Acquire and release fences, in my opinion, are rather misunderstood on the web right now. That’s too bad, because the C++11 Standards Committee did a great job specifying the meaning of these memory fences. They enable robust algorithms which scale well across multiple cores, and map nicely onto today’s most common CPU architectures.
First things first: Acquire and release fences are considered low-level lock-free operations. If you stick with higher-level, sequentially consistent atomic types, such as
volatile variables in Java 5+, or default atomics in C++11, you don’t need acquire and release fences.

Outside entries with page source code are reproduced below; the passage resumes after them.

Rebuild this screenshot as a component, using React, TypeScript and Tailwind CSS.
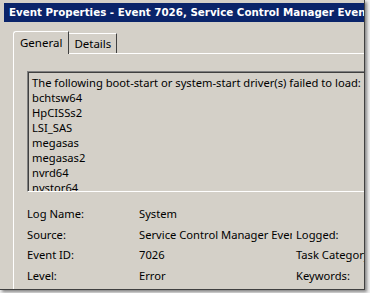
import React from "react"

const ui = { fontFamily: '"Noto Sans", "Open Sans", sans-serif' }
const title = { fontFamily: '"DejaVu Sans", Verdana, sans-serif' }

const lines = [
  "The following boot-start or system-start driver(s) failed to load:",
  "bchtsw64",
  "HpCISSs2",
  "LSI_SAS",
  "megasas",
  "megasas2",
  "nvrd64",
  "nvstor64",
]

function EventIcon() {
  return (
    <svg width="16" height="16" viewBox="0 0 16 16">
      <rect x="2.5" y="0.5" width="11" height="15" fill="#f4f6fa" stroke="#5a6d96" />
      <rect x="3" y="1" width="2" height="14" fill="#9fb2d6" />
      <path d="M1 2.5h3M1 5.5h3M1 8.5h3M1 11.5h3M1 14h3" stroke="#2b3f75" strokeWidth="1" />
      <path d="M7 6.5h5M7 8.5h5" stroke="#a0a8c0" />
      <path d="M10.5 0.5 L15 8 L6 8 Z" fill="#f5d21a" stroke="#8a6d00" strokeWidth="0.6" />
      <rect x="10" y="3" width="1" height="3" fill="#222" />
      <rect x="10" y="6.5" width="1" height="1" fill="#222" />
      <circle cx="5" cy="12" r="3" fill="#d8242a" stroke="#7a0e10" strokeWidth="0.6" />
      <rect x="3.5" y="11.3" width="3" height="1.4" fill="#fff" />
    </svg>
  )
}

export default function App() {
  return (
    <div className="w-[370px] h-[293px] bg-[#f0f0f0] overflow-hidden" style={ui}>
      <div className="w-[365px] h-[290px] bg-[#d4d0c8] border-r border-b border-[#404040] shadow-[2px_2px_3px_rgba(0,0,0,0.45)] flex flex-col overflow-hidden">
        {/* title bar */}
        <div className="mt-[3px] ml-[4px] h-[19px] bg-[#0a246a] flex items-center gap-[3px] pl-[2px] overflow-hidden whitespace-nowrap">
          <EventIcon />
          <span className="text-white font-bold text-[10.3px] leading-none" style={title}>
            Event Properties - Event 7026, Service Control Manager Event
          </span>
        </div>

        {/* tabs */}
        <div className="mt-[9px] pl-[13px] flex items-end h-[22px] text-[11.5px] text-black">
          <div className="h-[23px] -mb-px relative z-10 bg-[#d4d0c8] border-l border-t border-white rounded-tl-[3px] border-r border-r-[#404040] px-[6px] pt-[2px] leading-[18px]">
            General
          </div>
          <div className="h-[20px] border-t border-white border-r border-r-[#404040] px-[5px] pt-[1px] leading-[18px]">
            Details
          </div>
        </div>

        {/* panel */}
        <div className="ml-[13px] flex-1 border-l border-t border-white flex flex-col pl-[13px] pt-[17px] text-[11.2px] text-black">
          <div className="h-[121px] border-t border-l border-[#808080] border-b border-b-white overflow-hidden">
            <div className="h-full border-t border-l border-[#404040] pl-[3px] pt-[2px] leading-[15px] whitespace-nowrap">
              {lines.map((l) => (
                <div key={l}>{l}</div>
              ))}
            </div>
          </div>

          <div className="mt-[14px] grid grid-cols-[112px_157px_80px] gap-y-[4.7px] leading-[16px] whitespace-nowrap">
            <span>Log Name:</span>
            <span>System</span>
            <span></span>
            <span>Source:</span>
            <span className="w-[153px] overflow-hidden">Service Control Manager Eventlog</span>
            <span>Logged:</span>
            <span>Event ID:</span>
            <span>7026</span>
            <span>Task Category:</span>
            <span>Level:</span>
            <span>Error</span>
            <span>Keywords:</span>
          </div>
        </div>
      </div>
    </div>
  )
}
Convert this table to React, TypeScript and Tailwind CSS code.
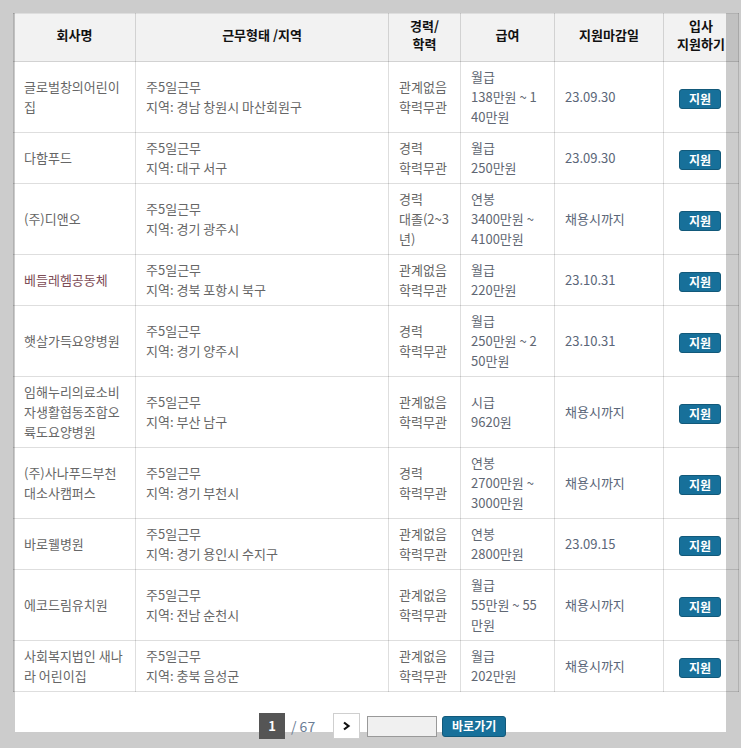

The tradeoff is that sequentially consistent types are slightly less scalable or performant for some algorithms.
On the other hand, if you’ve developed for multicore devices in the days before C++11, you might feel an affinity for acquire and release fences. Perhaps, like me, you remember struggling with the placement of some
lwsync intrinsics while synchronizing threads on Xbox 360. What’s cool is that once you understand acquire and release fences, you actually see what we were trying to accomplish using those platform-specific fences all along.
Acquire and release fences, as you might imagine, are standalone memory fences, which means that they aren’t coupled with any particular memory operation. So, how do they work?
An acquire fence prevents the memory reordering of any read which precedes it in program order with any read or write which follows it in program order.
A release fence prevents the memory reordering of any read or write which precedes it in program order with any write which follows it in program order.